Facing life as a single mom, she pushed those thoughts aside and realized she could join the rat race and start waiting tables or working in an office, or she could do what she loves most and make it work. Between those two scenarios, she realized she didn’t even have a choice.
“You really don’t have room for thoughts other than it will work out. Then a whole new relationship starts with your work. It’s like we need each other. I need you, you make me sane, and you need me. We need each other to thrive. It becomes a partnership. I developed a much more personal relationship with my work after I invested more in it. I invested more financially in it. I invested more emotionally in it. It became more of a commitment.
“When I look at successful entrepreneurs and people in business who are multi-millionaires, they didn’t view it as a choice to make it work or not to work,” she continues. “That’s what I glean the most from people who made it. They said, ‘I’m going to do this.’ What people misunderstand about artists is that bills and your children and healthy food and having and paying for shelter are the biggest motivators in the world.”
She also knows she is the guiding example for her two sons, who are 12 and 15 years old. She’s fine with whatever career path they choose, but wants to be an example of following a dream to show them that it can be
a reality.
Crunching the Numbers
The gallery price tag of Alicia’s work can be a bit deceiving when it comes to her income as an artist. That’s because the galleries take 50 percent of the retail price. Then you have to take in consideration all of the overhead—the supplies, materials, shipping, taxes, etc.
“If you sell a $10,000 painting, you’re probably going to wind up with three grand in your pocket,” says Alicia. “I feel like you wind up with 30 to 40 percent at the end of the day of the retail value… I think the general public doesn’t realize why art is so expensive.”
She has a set pricing structure for her paintings so there will be consistency among the galleries. Sometimes a client might spot a painting on her website that is in another state, so she wants to make sure the pricing is the same across all the galleries.
“I pretty much stick to a formula,” she explains. “It’s around $3.30 per square inch, give or take, based on the size or whether it’s framed.”
Here are some examples: a 30”x 30” painting sells for $3,100 ($3.50 per square inch), while a 60”x 60” piece of Alicia’s art retails for $10,800 ($3 per square inch). “I feel like the main price range I sell in is between $4,000 and $6,000,” she says. “That’s my hot spot.”

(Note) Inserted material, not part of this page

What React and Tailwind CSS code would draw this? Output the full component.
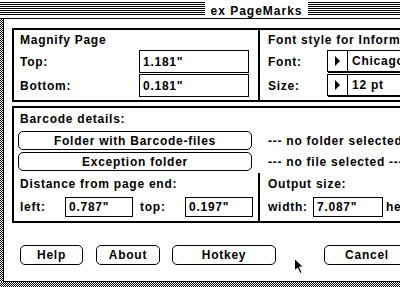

Her pricing has increased as she’s honed her skills and reputation as a professional artist. When she started, she sold paintings for $1.50 per square inch.
While the pricing follows a formula, sales are much more impossible to predict. Some of her best months have been in February. It’s hit or miss every year in terms of which gallery is selling the most. One year, Haen in Asheville was her top seller. Gallery director Chris Foley notes that Alicia’s work, which was referred to them by “a very well-respected artist friend,” has been on display there for five years, has sold very well, and that they hope to continue the relationship for years to come. “I am constantly delighted by her fresh and inventive approach to her work,” says Foley. “We receive very positive feedback to Alicia’s work. Her paintings seem to stimulate the imagination of the viewer and leave room for individual interpretation.”

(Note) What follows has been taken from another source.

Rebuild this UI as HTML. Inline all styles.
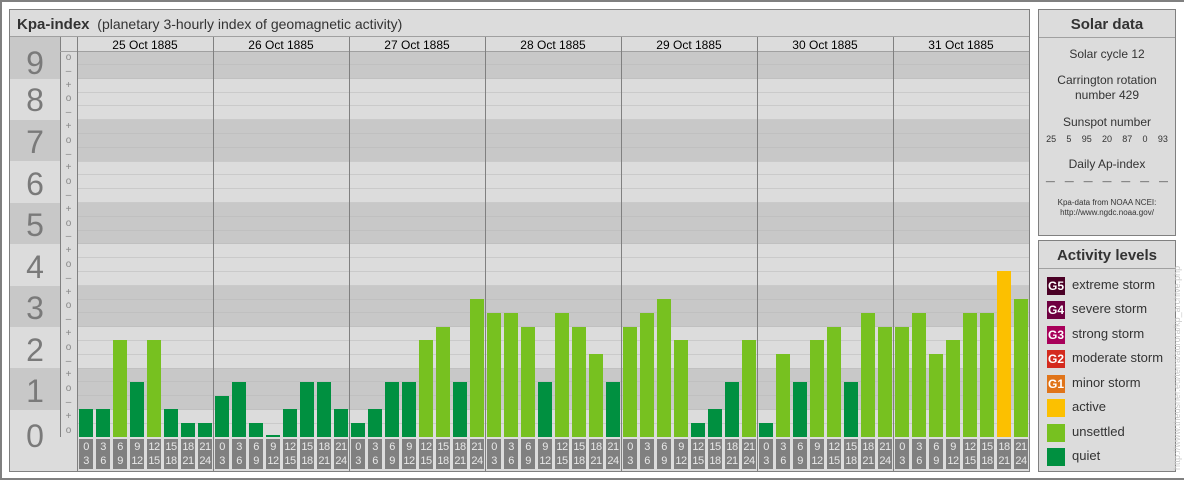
<!DOCTYPE html><html><head><meta charset="utf-8"><style>
*{margin:0;padding:0;box-sizing:border-box}
body{width:1184px;height:480px;background:#fff;font-family:"Liberation Sans",Arial,sans-serif;position:relative;overflow:hidden}
.abs{position:absolute}
#frame{left:0;top:0;width:1184px;height:480px;border:2px solid #808080;border-right:none}
#main{left:9px;top:9px;width:1021px;height:463px;border:1px solid #808080;background:#dcdcdc}
#hdr{left:10px;top:10px;width:1019px;height:27px;border-bottom:1px solid #a0a0a0;font-size:14px;color:#333;padding:6px 0 0 7px}
#hdr b{font-size:15px}
.band{position:absolute;left:10px;width:1019px}
.d{background:#c8c8c8}.l{background:#dcdcdc}
.big{position:absolute;left:10px;width:50px;text-align:center;font-size:32px;color:#7a7a7a;line-height:1}
#lines{left:77px;top:51px;width:952px;height:387px;background:repeating-linear-gradient(to bottom,transparent 0,transparent 13.3px,#b8b8b8 13.3px,#b8b8b8 13.8px)}
.vl{position:absolute;top:37px;width:1px;height:434px;background:#808080}
.dt{position:absolute;top:38px;width:136px;text-align:center;font-size:12px;color:#000}
#sub{left:60px;top:51px;width:17px;font-size:10px;color:#888;text-align:center;line-height:13.8px;background:#dcdcdc}
#plot{left:0;top:0;width:1030px;height:437px}
#plot i{position:absolute;bottom:0;width:14px}
.g{background:#009040}.u{background:#77c120}.y{background:#fcc000}
#bot{left:60px;top:437px;width:969px;height:34px;background:#dcdcdc}
.lb{position:absolute;top:439px;width:14px;height:30px;background:#808080;color:#e8e8e8;font-size:11px;line-height:14px;text-align:center;padding-top:1px;letter-spacing:-0.5px}
.box{position:absolute;left:1038px;width:138px;border:1px solid #808080;background:#dcdcdc;text-align:center;color:#333}
.box h3{height:28px;border-bottom:1px solid #a0a0a0;font-size:15px;padding-top:6px}
.sw{position:absolute;left:8px;width:18px;height:18px;color:#fff;font-size:12px;font-weight:bold;line-height:18px;text-align:center}
.lt{position:absolute;left:33px;font-size:13px;color:#333}
</style></head><body>
<div class="abs" id="frame"></div>
<div class="abs" id="main"></div>
<div class="abs" id="hdr"><b>Kpa-index</b>&nbsp; (planetary 3-hourly index of geomagnetic activity)</div>
<div class="band l" style="top:37px;height:14px"></div>
<div class="band d" style="top:51px;height:27.6px"></div>
<div class="band l" style="top:78.6px;height:41.4px"></div>
<div class="band d" style="top:120px;height:41.4px"></div>
<div class="band l" style="top:161.4px;height:41.4px"></div>
<div class="band d" style="top:202.8px;height:41.4px"></div>
<div class="band l" style="top:244.2px;height:41.4px"></div>
<div class="band d" style="top:285.6px;height:41.4px"></div>
<div class="band l" style="top:327px;height:41.4px"></div>
<div class="band d" style="top:368.4px;height:41.4px"></div>
<div class="band l" style="top:409.8px;height:28px"></div>
<div class="abs" style="left:10px;top:37px;width:50px;height:14px;background:#c8c8c8"></div>
<div class="big" style="top:47px">9</div>
<div class="big" style="top:84px">8</div>
<div class="big" style="top:126px">7</div>
<div class="big" style="top:168px">6</div>
<div class="big" style="top:209px">5</div>
<div class="big" style="top:251px">4</div>
<div class="big" style="top:292px">3</div>
<div class="big" style="top:334px">2</div>
<div class="big" style="top:375px">1</div>
<div class="big" style="top:420px">0</div>
<div class="abs" id="lines"></div>
<div class="abs" id="sub">o<br>–<br>+<br>o<br>–<br>+<br>o<br>–<br>+<br>o<br>–<br>+<br>o<br>–<br>+<br>o<br>–<br>+<br>o<br>–<br>+<br>o<br>–<br>+<br>o<br>–<br>+<br>o</div>
<div class="abs" style="left:60px;top:37px;width:1px;height:434px;background:#808080"></div>
<div class="abs" style="left:60px;top:51px;width:969px;height:1px;background:#a0a0a0"></div>
<div class="abs" id="bot"></div>
<div class="vl" style="left:77px"></div><div class="vl" style="left:213px"></div><div class="vl" style="left:349px"></div><div class="vl" style="left:485px"></div><div class="vl" style="left:621px"></div><div class="vl" style="left:757px"></div><div class="vl" style="left:893px"></div>
<div class="dt" style="left:77px">25 Oct 1885</div><div class="dt" style="left:213px">26 Oct 1885</div><div class="dt" style="left:349px">27 Oct 1885</div><div class="dt" style="left:485px">28 Oct 1885</div><div class="dt" style="left:621px">29 Oct 1885</div><div class="dt" style="left:757px">30 Oct 1885</div><div class="dt" style="left:893px">31 Oct 1885</div>
<div class="abs" id="plot">
<i class="g" style="left:79px;height:28px"></i><i class="g" style="left:96px;height:28px"></i><i class="u" style="left:113px;height:97px"></i><i class="g" style="left:130px;height:55px"></i><i class="u" style="left:147px;height:97px"></i><i class="g" style="left:164px;height:28px"></i><i class="g" style="left:181px;height:14px"></i><i class="g" style="left:198px;height:14px"></i>
<i class="g" style="left:215px;height:41px"></i><i class="g" style="left:232px;height:55px"></i><i class="g" style="left:249px;height:14px"></i><i class="g" style="left:266px;height:2px"></i><i class="g" style="left:283px;height:28px"></i><i class="g" style="left:300px;height:55px"></i><i class="g" style="left:317px;height:55px"></i><i class="g" style="left:334px;height:28px"></i>
<i class="g" style="left:351px;height:14px"></i><i class="g" style="left:368px;height:28px"></i><i class="g" style="left:385px;height:55px"></i><i class="g" style="left:402px;height:55px"></i><i class="u" style="left:419px;height:97px"></i><i class="u" style="left:436px;height:110px"></i><i class="g" style="left:453px;height:55px"></i><i class="u" style="left:470px;height:138px"></i>
<i class="u" style="left:487px;height:124px"></i><i class="u" style="left:504px;height:124px"></i><i class="u" style="left:521px;height:110px"></i><i class="g" style="left:538px;height:55px"></i><i class="u" style="left:555px;height:124px"></i><i class="u" style="left:572px;height:110px"></i><i class="u" style="left:589px;height:83px"></i><i class="g" style="left:606px;height:55px"></i>
<i class="u" style="left:623px;height:110px"></i><i class="u" style="left:640px;height:124px"></i><i class="u" style="left:657px;height:138px"></i><i class="u" style="left:674px;height:97px"></i><i class="g" style="left:691px;height:14px"></i><i class="g" style="left:708px;height:28px"></i><i class="g" style="left:725px;height:55px"></i><i class="u" style="left:742px;height:97px"></i>
<i class="g" style="left:759px;height:14px"></i><i class="u" style="left:776px;height:83px"></i><i class="g" style="left:793px;height:55px"></i><i class="u" style="left:810px;height:97px"></i><i class="u" style="left:827px;height:110px"></i><i class="g" style="left:844px;height:55px"></i><i class="u" style="left:861px;height:124px"></i><i class="u" style="left:878px;height:110px"></i>
<i class="u" style="left:895px;height:110px"></i><i class="u" style="left:912px;height:124px"></i><i class="u" style="left:929px;height:83px"></i><i class="u" style="left:946px;height:97px"></i><i class="u" style="left:963px;height:124px"></i><i class="u" style="left:980px;height:124px"></i><i class="y" style="left:997px;height:166px"></i><i class="u" style="left:1014px;height:138px"></i>
</div>
<div class="lb" style="left:79px">0<br>3</div><div class="lb" style="left:96px">3<br>6</div><div class="lb" style="left:113px">6<br>9</div><div class="lb" style="left:130px">9<br>12</div><div class="lb" style="left:147px">12<br>15</div><div class="lb" style="left:164px">15<br>18</div><div class="lb" style="left:181px">18<br>21</div><div class="lb" style="left:198px">21<br>24</div>
<div class="lb" style="left:215px">0<br>3</div><div class="lb" style="left:232px">3<br>6</div><div class="lb" style="left:249px">6<br>9</div><div class="lb" style="left:266px">9<br>12</div><div class="lb" style="left:283px">12<br>15</div><div class="lb" style="left:300px">15<br>18</div><div class="lb" style="left:317px">18<br>21</div><div class="lb" style="left:334px">21<br>24</div>
<div class="lb" style="left:351px">0<br>3</div><div class="lb" style="left:368px">3<br>6</div><div class="lb" style="left:385px">6<br>9</div><div class="lb" style="left:402px">9<br>12</div><div class="lb" style="left:419px">12<br>15</div><div class="lb" style="left:436px">15<br>18</div><div class="lb" style="left:453px">18<br>21</div><div class="lb" style="left:470px">21<br>24</div>
<div class="lb" style="left:487px">0<br>3</div><div class="lb" style="left:504px">3<br>6</div><div class="lb" style="left:521px">6<br>9</div><div class="lb" style="left:538px">9<br>12</div><div class="lb" style="left:555px">12<br>15</div><div class="lb" style="left:572px">15<br>18</div><div class="lb" style="left:589px">18<br>21</div><div class="lb" style="left:606px">21<br>24</div>
<div class="lb" style="left:623px">0<br>3</div><div class="lb" style="left:640px">3<br>6</div><div class="lb" style="left:657px">6<br>9</div><div class="lb" style="left:674px">9<br>12</div><div class="lb" style="left:691px">12<br>15</div><div class="lb" style="left:708px">15<br>18</div><div class="lb" style="left:725px">18<br>21</div><div class="lb" style="left:742px">21<br>24</div>
<div class="lb" style="left:759px">0<br>3</div><div class="lb" style="left:776px">3<br>6</div><div class="lb" style="left:793px">6<br>9</div><div class="lb" style="left:810px">9<br>12</div><div class="lb" style="left:827px">12<br>15</div><div class="lb" style="left:844px">15<br>18</div><div class="lb" style="left:861px">18<br>21</div><div class="lb" style="left:878px">21<br>24</div>
<div class="lb" style="left:895px">0<br>3</div><div class="lb" style="left:912px">3<br>6</div><div class="lb" style="left:929px">6<br>9</div><div class="lb" style="left:946px">9<br>12</div><div class="lb" style="left:963px">12<br>15</div><div class="lb" style="left:980px">15<br>18</div><div class="lb" style="left:997px">18<br>21</div><div class="lb" style="left:1014px">21<br>24</div>

<div class="box" style="top:9px;height:227px">
<h3>Solar data</h3>
<div style="font-size:12px;margin-top:9px">Solar cycle 12</div>
<div style="font-size:12px;margin-top:12px;line-height:15px">Carrington rotation<br>number 429</div>
<div style="font-size:12px;margin-top:12px">Sunspot number</div>
<div style="font-size:9px;margin-top:5px;display:flex;justify-content:space-around;padding:0 2px"><span>25</span><span>5</span><span>95</span><span>20</span><span>87</span><span>0</span><span>93</span></div>
<div style="font-size:12px;margin-top:13px">Daily Ap-index</div>
<div style="font-size:9px;margin-top:5px;display:flex;justify-content:space-around;padding:0 2px"><span>—</span><span>—</span><span>—</span><span>—</span><span>—</span><span>—</span><span>—</span></div>
<div style="font-size:8px;margin-top:12px;line-height:10px">Kpa-data from NOAA NCEI:<br>http://www.ngdc.noaa.gov/</div>
</div>
<div class="box" style="top:240px;height:232px">
<h3>Activity levels</h3>
<div class="sw" style="top:36px;background:#4a0025">G5</div><div class="lt" style="top:36px">extreme storm</div>
<div class="sw" style="top:60px;background:#6e0040">G4</div><div class="lt" style="top:60px">severe storm</div>
<div class="sw" style="top:85px;background:#a8005a">G3</div><div class="lt" style="top:85px">strong storm</div>
<div class="sw" style="top:109px;background:#d42a1e">G2</div><div class="lt" style="top:109px">moderate storm</div>
<div class="sw" style="top:134px;background:#e0741a">G1</div><div class="lt" style="top:134px">minor storm</div>
<div class="sw" style="top:158px;background:#fcc000"></div><div class="lt" style="top:158px">active</div>
<div class="sw" style="top:183px;background:#77c120"></div><div class="lt" style="top:183px">unsettled</div>
<div class="sw" style="top:207px;background:#009040"></div><div class="lt" style="top:207px">quiet</div>
</div>
<div class="abs" style="left:1172px;top:470px;width:230px;transform:rotate(-90deg);transform-origin:0 0;font-size:9px;color:#c8c8c8;white-space:nowrap">http://www.theusner.eu/terra/aurora/kp_archive.php</div>
</body></html>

Other years, it’s been a gallery in Florida or Charleston where Alicia struck a deep chord among fans and collectors. “There has been no rhyme or reason to the season or month,” she says. “In places like Montreal or Boston, the winters are slower, but that’s not always true. Sometimes people are nesting and want to redo their house in the winter. Art is a timeless commodity.”
Because her boys are still in school, she tries to carve out a lot of free time in the summer to spend with them. This means that she increases production of her paintings in the late winter and early spring. Fall is usually a time of generating new ideas and preparing for the increased workflow.
Continually Evolving as an Artist
Her growth as an artist includes re-evaluating her content choices and discovering what she is most passionate about. When something stops feeling fun to her, she steps back and reconsiders. Her goal is to work smarter, not harder.
“I really don’t like painting small, but I was doing it,” she says as an example. “It’s tricky because the price point is lower and they have a higher chance of selling, but they take me longer than the big ones. I was struggling more because it was causing a bottleneck of getting work done. If it’s causing issues and you’re not coming at it with the joy and freshness you have for painting, then it’s not going to have that feeling that my work has, which is fresh, organic, and flowy. That’s one area I’m trying to figure out now. Monthly, there are similar questions that I grapple with.”
She has also learned to be flexible when approached with special requests. At first she felt hesitation when a couple asked her for a commissioned work. It was patterned after a painting she had completed, but they wanted the girl to wear a pink dress and a pink bow. “At first I was resistant,” she says, “Then I was like, ‘You know what—the composition and narration are my idea and she wants this color—is that worth getting my panties in a wad?’ I asked myself, ‘How do I feel about that?’ I realized that I didn’t mind. When people make strange requests, as an artist I feel that you can see it as an offense or as a challenge. I totally just see it as a challenge, and I’m happy to take it on.”
She’s content working in her Asheville studio, but she doesn’t rule out packing up her oil paints and canvases and creating in other locations.
“I would always want to keep a residence here,” she says, “but I do think about traveling more and living parts of the year in other places. I don’t feel married to only working in Asheville, but I certainly do consider it home.”
She has a law of attraction approach to growing and sustaining her business, and that includes being laser focused on her desired outcome, as well as not being afraid to take a leap.
“Whether it’s a relationship or business, when you do something new it’s like stepping off into the unknown and it’s super uncertain and scary; so it’s hard to make that leap, especially when you are making your own work,” she says. “You have to have faith that you’re a good painter and you will make new work. You’ll get doors shut. Knock on another one.
“Like anything in life, if you keep at it, it will come to you. You’re calling it to yourself.”